Task objective = Write out the material again word for word, dropping any images it holds.

Records =
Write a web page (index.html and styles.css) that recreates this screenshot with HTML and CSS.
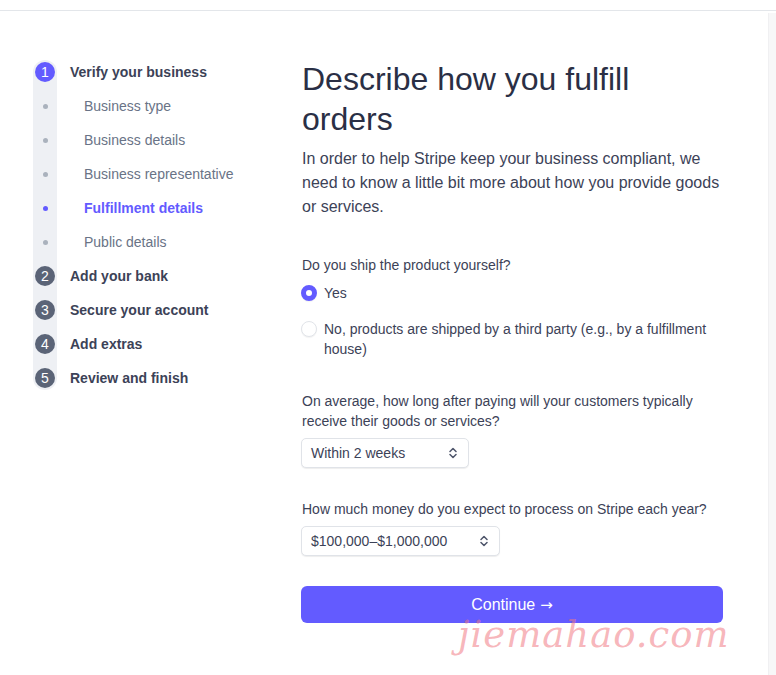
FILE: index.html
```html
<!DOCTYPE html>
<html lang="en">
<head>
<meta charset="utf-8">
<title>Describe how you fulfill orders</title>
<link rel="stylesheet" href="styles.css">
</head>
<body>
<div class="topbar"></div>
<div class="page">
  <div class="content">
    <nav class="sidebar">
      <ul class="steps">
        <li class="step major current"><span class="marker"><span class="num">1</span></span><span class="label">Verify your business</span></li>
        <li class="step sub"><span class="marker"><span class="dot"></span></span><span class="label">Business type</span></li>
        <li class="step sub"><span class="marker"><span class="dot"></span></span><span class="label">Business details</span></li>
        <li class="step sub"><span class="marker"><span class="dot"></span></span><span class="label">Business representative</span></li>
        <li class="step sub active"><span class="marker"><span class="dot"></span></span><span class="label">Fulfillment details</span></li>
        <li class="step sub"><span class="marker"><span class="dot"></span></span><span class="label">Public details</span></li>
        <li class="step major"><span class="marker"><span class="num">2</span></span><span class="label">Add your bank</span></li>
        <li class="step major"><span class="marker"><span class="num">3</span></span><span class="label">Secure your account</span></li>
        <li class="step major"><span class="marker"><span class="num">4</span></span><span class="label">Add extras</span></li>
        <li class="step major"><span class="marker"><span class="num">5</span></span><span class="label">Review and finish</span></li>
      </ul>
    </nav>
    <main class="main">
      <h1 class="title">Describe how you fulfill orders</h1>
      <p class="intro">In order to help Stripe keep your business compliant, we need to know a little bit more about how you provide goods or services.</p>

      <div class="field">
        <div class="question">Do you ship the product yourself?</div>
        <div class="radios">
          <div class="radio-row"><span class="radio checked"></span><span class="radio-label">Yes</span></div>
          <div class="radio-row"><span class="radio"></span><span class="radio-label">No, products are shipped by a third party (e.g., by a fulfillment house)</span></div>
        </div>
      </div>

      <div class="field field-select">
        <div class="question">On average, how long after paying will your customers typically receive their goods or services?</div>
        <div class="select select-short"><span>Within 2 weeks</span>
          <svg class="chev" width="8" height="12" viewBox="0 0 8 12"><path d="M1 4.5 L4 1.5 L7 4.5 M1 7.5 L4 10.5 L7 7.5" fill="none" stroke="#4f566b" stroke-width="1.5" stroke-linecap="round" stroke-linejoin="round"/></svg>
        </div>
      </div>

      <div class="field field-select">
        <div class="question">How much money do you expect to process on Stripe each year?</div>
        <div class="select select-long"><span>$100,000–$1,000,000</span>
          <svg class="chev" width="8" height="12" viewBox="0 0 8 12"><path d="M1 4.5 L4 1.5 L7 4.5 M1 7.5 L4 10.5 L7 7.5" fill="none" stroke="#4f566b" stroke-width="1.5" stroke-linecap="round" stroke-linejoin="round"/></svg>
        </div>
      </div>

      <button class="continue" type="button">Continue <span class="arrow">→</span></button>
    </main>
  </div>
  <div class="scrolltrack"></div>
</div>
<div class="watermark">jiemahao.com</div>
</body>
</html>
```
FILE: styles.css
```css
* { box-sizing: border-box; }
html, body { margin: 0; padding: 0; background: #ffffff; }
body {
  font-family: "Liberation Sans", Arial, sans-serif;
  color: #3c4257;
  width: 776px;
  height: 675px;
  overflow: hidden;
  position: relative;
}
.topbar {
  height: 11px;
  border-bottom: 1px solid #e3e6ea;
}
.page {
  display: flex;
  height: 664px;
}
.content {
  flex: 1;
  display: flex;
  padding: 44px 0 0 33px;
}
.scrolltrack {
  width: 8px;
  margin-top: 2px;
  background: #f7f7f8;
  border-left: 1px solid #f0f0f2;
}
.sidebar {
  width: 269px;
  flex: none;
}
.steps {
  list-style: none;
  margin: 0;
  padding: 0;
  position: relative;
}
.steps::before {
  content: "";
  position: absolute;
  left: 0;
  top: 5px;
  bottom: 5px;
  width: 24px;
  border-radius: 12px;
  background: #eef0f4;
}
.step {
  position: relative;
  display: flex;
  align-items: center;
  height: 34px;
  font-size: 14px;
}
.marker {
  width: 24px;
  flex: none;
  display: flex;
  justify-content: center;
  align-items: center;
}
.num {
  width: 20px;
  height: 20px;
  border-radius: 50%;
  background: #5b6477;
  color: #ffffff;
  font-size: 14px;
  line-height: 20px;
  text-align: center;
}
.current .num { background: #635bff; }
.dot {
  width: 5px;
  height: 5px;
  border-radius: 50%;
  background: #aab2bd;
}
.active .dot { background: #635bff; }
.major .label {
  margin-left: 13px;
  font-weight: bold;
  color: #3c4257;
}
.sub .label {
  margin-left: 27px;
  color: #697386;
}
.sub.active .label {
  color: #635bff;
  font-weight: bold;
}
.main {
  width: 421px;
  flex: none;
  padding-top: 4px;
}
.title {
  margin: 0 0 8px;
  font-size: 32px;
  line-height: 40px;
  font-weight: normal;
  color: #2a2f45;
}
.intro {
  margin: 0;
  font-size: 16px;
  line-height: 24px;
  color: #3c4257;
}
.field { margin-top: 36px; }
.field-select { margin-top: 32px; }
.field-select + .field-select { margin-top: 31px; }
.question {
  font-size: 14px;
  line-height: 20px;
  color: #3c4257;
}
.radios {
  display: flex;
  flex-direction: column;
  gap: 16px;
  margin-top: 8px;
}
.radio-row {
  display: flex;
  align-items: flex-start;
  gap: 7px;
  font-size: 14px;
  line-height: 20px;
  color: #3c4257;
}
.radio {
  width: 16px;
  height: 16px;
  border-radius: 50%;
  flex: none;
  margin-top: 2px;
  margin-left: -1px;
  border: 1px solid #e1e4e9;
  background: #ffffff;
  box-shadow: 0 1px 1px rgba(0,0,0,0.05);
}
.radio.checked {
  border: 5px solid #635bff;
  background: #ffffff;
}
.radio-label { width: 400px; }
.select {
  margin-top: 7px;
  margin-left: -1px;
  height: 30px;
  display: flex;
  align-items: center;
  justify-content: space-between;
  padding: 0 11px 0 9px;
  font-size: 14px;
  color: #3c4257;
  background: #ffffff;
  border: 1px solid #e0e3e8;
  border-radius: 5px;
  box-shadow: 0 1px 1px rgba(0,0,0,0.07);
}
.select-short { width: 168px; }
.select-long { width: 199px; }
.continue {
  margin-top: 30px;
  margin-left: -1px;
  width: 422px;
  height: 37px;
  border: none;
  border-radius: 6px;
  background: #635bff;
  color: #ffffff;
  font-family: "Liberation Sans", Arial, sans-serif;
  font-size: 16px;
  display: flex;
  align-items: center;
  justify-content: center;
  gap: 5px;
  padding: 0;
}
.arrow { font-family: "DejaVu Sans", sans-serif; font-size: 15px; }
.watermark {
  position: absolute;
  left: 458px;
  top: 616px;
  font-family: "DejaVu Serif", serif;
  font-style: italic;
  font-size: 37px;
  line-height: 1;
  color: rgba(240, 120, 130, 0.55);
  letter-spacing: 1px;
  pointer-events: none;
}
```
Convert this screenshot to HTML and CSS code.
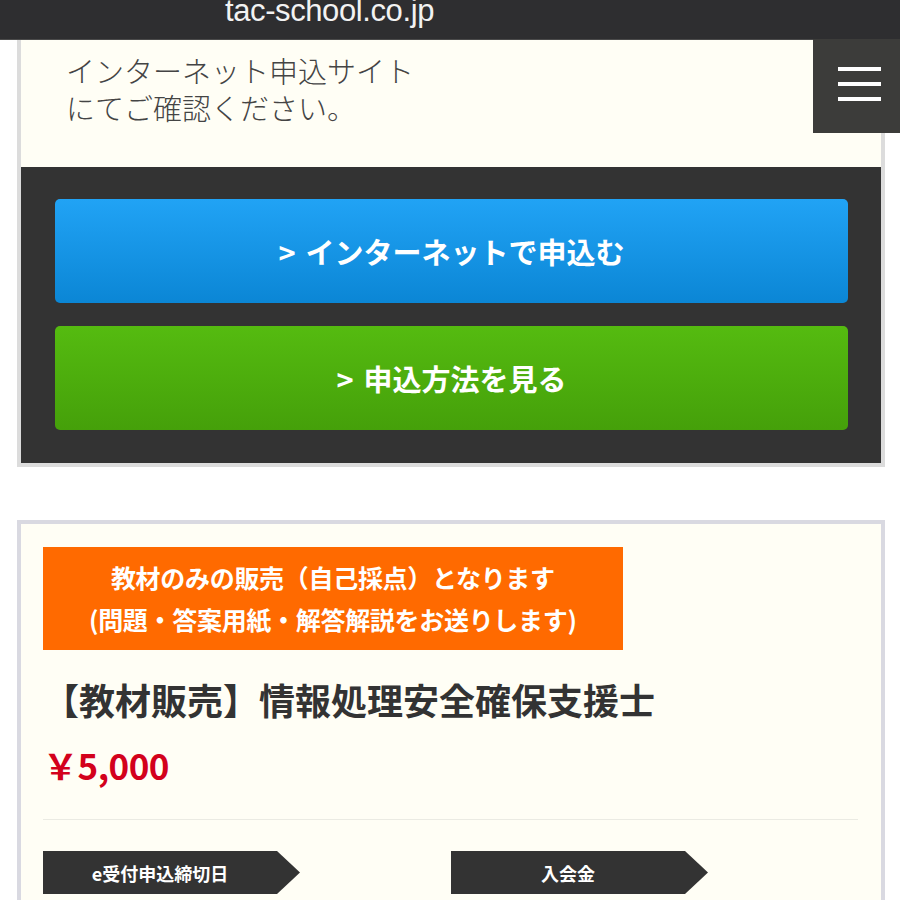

Output of the task =
Write a web page (index.html and styles.css) that recreates this screenshot with HTML and CSS.
FILE: index.html
```html
<!DOCTYPE html>
<html lang="en">
<head>
<meta charset="utf-8">
<title>Describe how you fulfill orders</title>
<link rel="stylesheet" href="styles.css">
</head>
<body>
<div class="topbar"></div>
<div class="page">
  <div class="content">
    <nav class="sidebar">
      <ul class="steps">
        <li class="step major current"><span class="marker"><span class="num">1</span></span><span class="label">Verify your business</span></li>
        <li class="step sub"><span class="marker"><span class="dot"></span></span><span class="label">Business type</span></li>
        <li class="step sub"><span class="marker"><span class="dot"></span></span><span class="label">Business details</span></li>
        <li class="step sub"><span class="marker"><span class="dot"></span></span><span class="label">Business representative</span></li>
        <li class="step sub active"><span class="marker"><span class="dot"></span></span><span class="label">Fulfillment details</span></li>
        <li class="step sub"><span class="marker"><span class="dot"></span></span><span class="label">Public details</span></li>
        <li class="step major"><span class="marker"><span class="num">2</span></span><span class="label">Add your bank</span></li>
        <li class="step major"><span class="marker"><span class="num">3</span></span><span class="label">Secure your account</span></li>
        <li class="step major"><span class="marker"><span class="num">4</span></span><span class="label">Add extras</span></li>
        <li class="step major"><span class="marker"><span class="num">5</span></span><span class="label">Review and finish</span></li>
      </ul>
    </nav>
    <main class="main">
      <h1 class="title">Describe how you fulfill orders</h1>
      <p class="intro">In order to help Stripe keep your business compliant, we need to know a little bit more about how you provide goods or services.</p>

      <div class="field">
        <div class="question">Do you ship the product yourself?</div>
        <div class="radios">
          <div class="radio-row"><span class="radio checked"></span><span class="radio-label">Yes</span></div>
          <div class="radio-row"><span class="radio"></span><span class="radio-label">No, products are shipped by a third party (e.g., by a fulfillment house)</span></div>
        </div>
      </div>

      <div class="field field-select">
        <div class="question">On average, how long after paying will your customers typically receive their goods or services?</div>
        <div class="select select-short"><span>Within 2 weeks</span>
          <svg class="chev" width="8" height="12" viewBox="0 0 8 12"><path d="M1 4.5 L4 1.5 L7 4.5 M1 7.5 L4 10.5 L7 7.5" fill="none" stroke="#4f566b" stroke-width="1.5" stroke-linecap="round" stroke-linejoin="round"/></svg>
        </div>
      </div>

      <div class="field field-select">
        <div class="question">How much money do you expect to process on Stripe each year?</div>
        <div class="select select-long"><span>$100,000–$1,000,000</span>
          <svg class="chev" width="8" height="12" viewBox="0 0 8 12"><path d="M1 4.5 L4 1.5 L7 4.5 M1 7.5 L4 10.5 L7 7.5" fill="none" stroke="#4f566b" stroke-width="1.5" stroke-linecap="round" stroke-linejoin="round"/></svg>
        </div>
      </div>

      <button class="continue" type="button">Continue <span class="arrow">→</span></button>
    </main>
  </div>
  <div class="scrolltrack"></div>
</div>
<div class="watermark">jiemahao.com</div>
</body>
</html>
```
FILE: styles.css
```css
* { box-sizing: border-box; }
html, body { margin: 0; padding: 0; background: #ffffff; }
body {
  font-family: "Liberation Sans", Arial, sans-serif;
  color: #3c4257;
  width: 776px;
  height: 675px;
  overflow: hidden;
  position: relative;
}
.topbar {
  height: 11px;
  border-bottom: 1px solid #e3e6ea;
}
.page {
  display: flex;
  height: 664px;
}
.content {
  flex: 1;
  display: flex;
  padding: 44px 0 0 33px;
}
.scrolltrack {
  width: 8px;
  margin-top: 2px;
  background: #f7f7f8;
  border-left: 1px solid #f0f0f2;
}
.sidebar {
  width: 269px;
  flex: none;
}
.steps {
  list-style: none;
  margin: 0;
  padding: 0;
  position: relative;
}
.steps::before {
  content: "";
  position: absolute;
  left: 0;
  top: 5px;
  bottom: 5px;
  width: 24px;
  border-radius: 12px;
  background: #eef0f4;
}
.step {
  position: relative;
  display: flex;
  align-items: center;
  height: 34px;
  font-size: 14px;
}
.marker {
  width: 24px;
  flex: none;
  display: flex;
  justify-content: center;
  align-items: center;
}
.num {
  width: 20px;
  height: 20px;
  border-radius: 50%;
  background: #5b6477;
  color: #ffffff;
  font-size: 14px;
  line-height: 20px;
  text-align: center;
}
.current .num { background: #635bff; }
.dot {
  width: 5px;
  height: 5px;
  border-radius: 50%;
  background: #aab2bd;
}
.active .dot { background: #635bff; }
.major .label {
  margin-left: 13px;
  font-weight: bold;
  color: #3c4257;
}
.sub .label {
  margin-left: 27px;
  color: #697386;
}
.sub.active .label {
  color: #635bff;
  font-weight: bold;
}
.main {
  width: 421px;
  flex: none;
  padding-top: 4px;
}
.title {
  margin: 0 0 8px;
  font-size: 32px;
  line-height: 40px;
  font-weight: normal;
  color: #2a2f45;
}
.intro {
  margin: 0;
  font-size: 16px;
  line-height: 24px;
  color: #3c4257;
}
.field { margin-top: 36px; }
.field-select { margin-top: 32px; }
.field-select + .field-select { margin-top: 31px; }
.question {
  font-size: 14px;
  line-height: 20px;
  color: #3c4257;
}
.radios {
  display: flex;
  flex-direction: column;
  gap: 16px;
  margin-top: 8px;
}
.radio-row {
  display: flex;
  align-items: flex-start;
  gap: 7px;
  font-size: 14px;
  line-height: 20px;
  color: #3c4257;
}
.radio {
  width: 16px;
  height: 16px;
  border-radius: 50%;
  flex: none;
  margin-top: 2px;
  margin-left: -1px;
  border: 1px solid #e1e4e9;
  background: #ffffff;
  box-shadow: 0 1px 1px rgba(0,0,0,0.05);
}
.radio.checked {
  border: 5px solid #635bff;
  background: #ffffff;
}
.radio-label { width: 400px; }
.select {
  margin-top: 7px;
  margin-left: -1px;
  height: 30px;
  display: flex;
  align-items: center;
  justify-content: space-between;
  padding: 0 11px 0 9px;
  font-size: 14px;
  color: #3c4257;
  background: #ffffff;
  border: 1px solid #e0e3e8;
  border-radius: 5px;
  box-shadow: 0 1px 1px rgba(0,0,0,0.07);
}
.select-short { width: 168px; }
.select-long { width: 199px; }
.continue {
  margin-top: 30px;
  margin-left: -1px;
  width: 422px;
  height: 37px;
  border: none;
  border-radius: 6px;
  background: #635bff;
  color: #ffffff;
  font-family: "Liberation Sans", Arial, sans-serif;
  font-size: 16px;
  display: flex;
  align-items: center;
  justify-content: center;
  gap: 5px;
  padding: 0;
}
.arrow { font-family: "DejaVu Sans", sans-serif; font-size: 15px; }
.watermark {
  position: absolute;
  left: 458px;
  top: 616px;
  font-family: "DejaVu Serif", serif;
  font-style: italic;
  font-size: 37px;
  line-height: 1;
  color: rgba(240, 120, 130, 0.55);
  letter-spacing: 1px;
  pointer-events: none;
}
```
Convert this screenshot to HTML and CSS code.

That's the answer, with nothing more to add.